Find the lines holding "index" and copy them.

>> start

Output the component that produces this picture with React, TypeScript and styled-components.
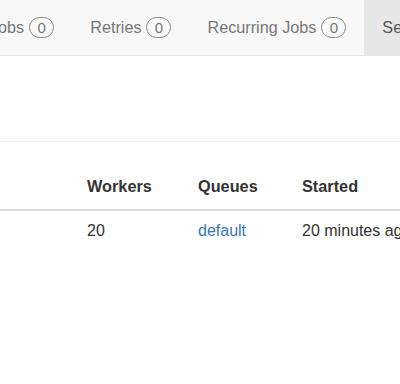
import React from 'react'
import styled, { createGlobalStyle } from 'styled-components'

const GlobalStyle = createGlobalStyle`
    html, body {
        margin: 0;
        padding: 0;
        background: #fff;
    }
    body {
        font-family: "Liberation Sans", Arial, Helvetica, sans-serif;
        font-size: 16px;
        color: #333;
    }
`

const Page = styled.div`
    width: 400px;
    height: 384px;
    overflow: hidden;
    background: #fff;
`

const Navbar = styled.nav`
    height: 55px;
    background: #f8f8f8;
    border-bottom: 1px solid #e7e7e7;
`

const NavList = styled.ul`
    display: flex;
    height: 100%;
    margin: 0 0 0 -28px;
    padding: 0;
    list-style: none;
    white-space: nowrap;
`

const NavItem = styled.li<{ $active?: boolean }>`
    display: flex;
    align-items: center;
    padding: 0 18px;
    color: ${(p) => (p.$active ? '#555' : '#777')};
    background: ${(p) => (p.$active ? '#e7e7e7' : 'transparent')};
    font-size: 16.2px;
`

const Badge = styled.span`
    display: inline-flex;
    align-items: center;
    justify-content: center;
    box-sizing: border-box;
    min-width: 25px;
    height: 21px;
    margin-left: 5px;
    padding: 0 6px;
    border: 1px solid #888;
    border-radius: 11px;
    color: #777;
    font-size: 15px;
`

const Content = styled.div`
    margin-left: -240px;
    width: 1000px;
`

const PageHeader = styled.h1`
    margin: 36px 0 25px;
    height: 40px;
    padding-bottom: 9px;
    border-bottom: 1px solid #eee;
    font-size: 36px;
    font-weight: 500;
    line-height: 40px;
    padding-left: 15px;
`

const Table = styled.table`
    width: 100%;
    table-layout: fixed;
    border-collapse: collapse;
`

const Th = styled.th`
    padding: 8px 8px 11px;
    text-align: left;
    font-weight: bold;
    font-size: 16.3px;
    line-height: 23px;
    vertical-align: bottom;
    border-bottom: 2px solid #ddd;
    white-space: nowrap;
`

const Td = styled.td`
    padding: 8px;
    line-height: 23px;
    white-space: nowrap;
`

const QueueLink = styled.a`
    color: #337ab7;
    text-decoration: none;
`

const navItems = [
    { label: 'Jobs', count: 0 },
    { label: 'Retries', count: 0 },
    { label: 'Recurring Jobs', count: 0 },
]

export default function App() {
    return (
        <Page>
            <GlobalStyle />
            <Navbar>
                <NavList>
                    {navItems.map((item) => (
                        <NavItem key={item.label}>
                            {item.label}
                            <Badge>{item.count}</Badge>
                        </NavItem>
                    ))}
                    <NavItem $active>Servers</NavItem>
                </NavList>
            </Navbar>
            <Content>
                <PageHeader>Servers</PageHeader>
                <Table>
                    <colgroup>
                        <col style={{ width: 319 }} />
                        <col style={{ width: 111 }} />
                        <col style={{ width: 104 }} />
                        <col style={{ width: 170 }} />
                        <col />
                    </colgroup>
                    <thead>
                        <tr>
                            <Th>Name</Th>
                            <Th>Workers</Th>
                            <Th>Queues</Th>
                            <Th>Started</Th>
                            <Th>Heartbeat</Th>
                        </tr>
                    </thead>
                    <tbody>
                        <tr>
                            <Td>worker-01</Td>
                            <Td>20</Td>
                            <Td>
                                <QueueLink href="#">default</QueueLink>
                            </Td>
                            <Td>20 minutes ago</Td>
                            <Td>a few seconds ago</Td>
                        </tr>
                    </tbody>
                </Table>
            </Content>
        </Page>
    )
}
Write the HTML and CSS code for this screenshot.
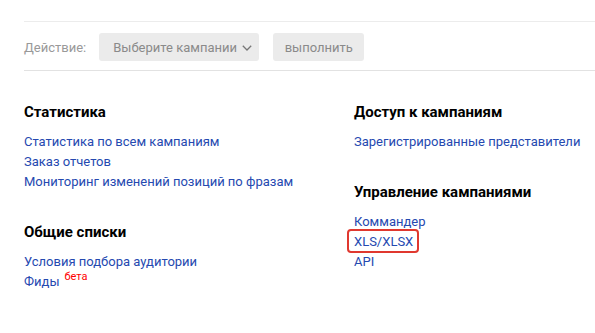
FILE: index.html
```html
<!DOCTYPE html>
<html>
<head>
<meta charset="utf-8">
<link rel="stylesheet" href="styles.css">
</head>
<body>
<div class="page">
  <div class="toolbar">
    <span class="label">Действие:</span>
    <button class="btn select">Выберите кампании<svg class="chev" width="10" height="6" viewBox="0 0 10 6"><path d="M0.8 0.8l4.2 4.2 4.2-4.2" fill="none" stroke="#777" stroke-width="1.3"/></svg></button>
    <button class="btn run">выполнить</button>
  </div>
  <div class="columns">
    <div class="col left">
      <div class="section">
        <h3 class="title">Статистика</h3>
        <a class="link" href="#">Статистика по всем кампаниям</a>
        <a class="link" href="#">Заказ отчетов</a>
        <a class="link" href="#">Мониторинг изменений позиций по фразам</a>
      </div>
      <div class="section">
        <h3 class="title">Общие списки</h3>
        <a class="link" href="#">Условия подбора аудитории</a>
        <div class="row"><a class="link inline" href="#">Фиды</a><sup class="beta">бета</sup></div>
      </div>
    </div>
    <div class="col right">
      <div class="section">
        <h3 class="title">Доступ к кампаниям</h3>
        <a class="link" href="#">Зарегистрированные представители</a>
      </div>
      <div class="section">
        <h3 class="title">Управление кампаниями</h3>
        <a class="link" href="#">Коммандер</a>
        <div class="row"><a class="link inline boxed" href="#">XLS/XLSX</a></div>
        <a class="link" href="#">API</a>
      </div>
    </div>
  </div>
</div>
</body>
</html>
```
FILE: styles.css
```css
html, body {
  margin: 0;
  padding: 0;
  background: #fff;
}
body {
  font-family: Roboto, "Noto Sans", Arial, sans-serif;
  font-size: 13px;
  color: #000;
}
.page {
  padding: 21px 0 0 24px;
}
.toolbar {
  display: flex;
  align-items: center;
  border-top: 1px solid #ececec;
  border-bottom: 1px solid #e2e2e2;
  padding: 11px 0 9px 0;
}
.label {
  color: #999;
  font-size: 13px;
  margin-right: 13px;
  white-space: nowrap;
}
.btn {
  font-family: inherit;
  font-size: 13px;
  color: #8a8a8a;
  background: #ebebeb;
  border: none;
  border-radius: 3px;
  height: 28px;
  display: inline-flex;
  align-items: center;
  white-space: nowrap;
  padding: 0 14px;
  flex: none;
}
.select {
  width: 160px;
  padding: 0 10px 0 14px;
  margin-right: 14px;
}
.chev {
  flex: none;
  margin-left: 5px;
  margin-top: 1px;
}
.run {
  width: 91px;
  justify-content: center;
  padding: 0;
}
.columns {
  display: flex;
  margin-top: 31px;
}
.col {
  display: flex;
  flex-direction: column;
  gap: 30px;
}
.left {
  width: 330px;
}
.title {
  margin: 0 0 10px 0;
  font-size: 15px;
  font-weight: 700;
  line-height: 20px;
}
.link {
  display: block;
  color: #2549b0;
  text-decoration: none;
  line-height: 20px;
}
.row {
  display: flex;
  align-items: flex-start;
  height: 20px;
}
.inline {
  display: inline-block;
}
.beta {
  color: #f00;
  font-size: 11px;
  line-height: 11px;
  margin-left: 5px;
  margin-top: -1px;
}
.boxed {
  position: relative;
}
.boxed::after {
  content: "";
  position: absolute;
  left: -7px;
  right: -6px;
  top: -3px;
  bottom: -1px;
  border: 2.5px solid #e0382f;
  border-radius: 4px;
}
```
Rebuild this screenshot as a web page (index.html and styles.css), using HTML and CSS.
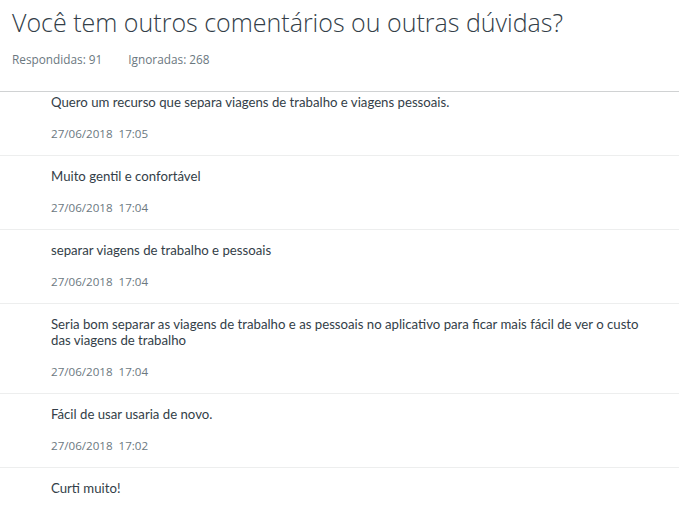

>> end

§ SOLUTION TO THE EXERCISE
FILE: index.html
Rebuild this screenshot as a web page (index.html and styles.css), using HTML and CSS.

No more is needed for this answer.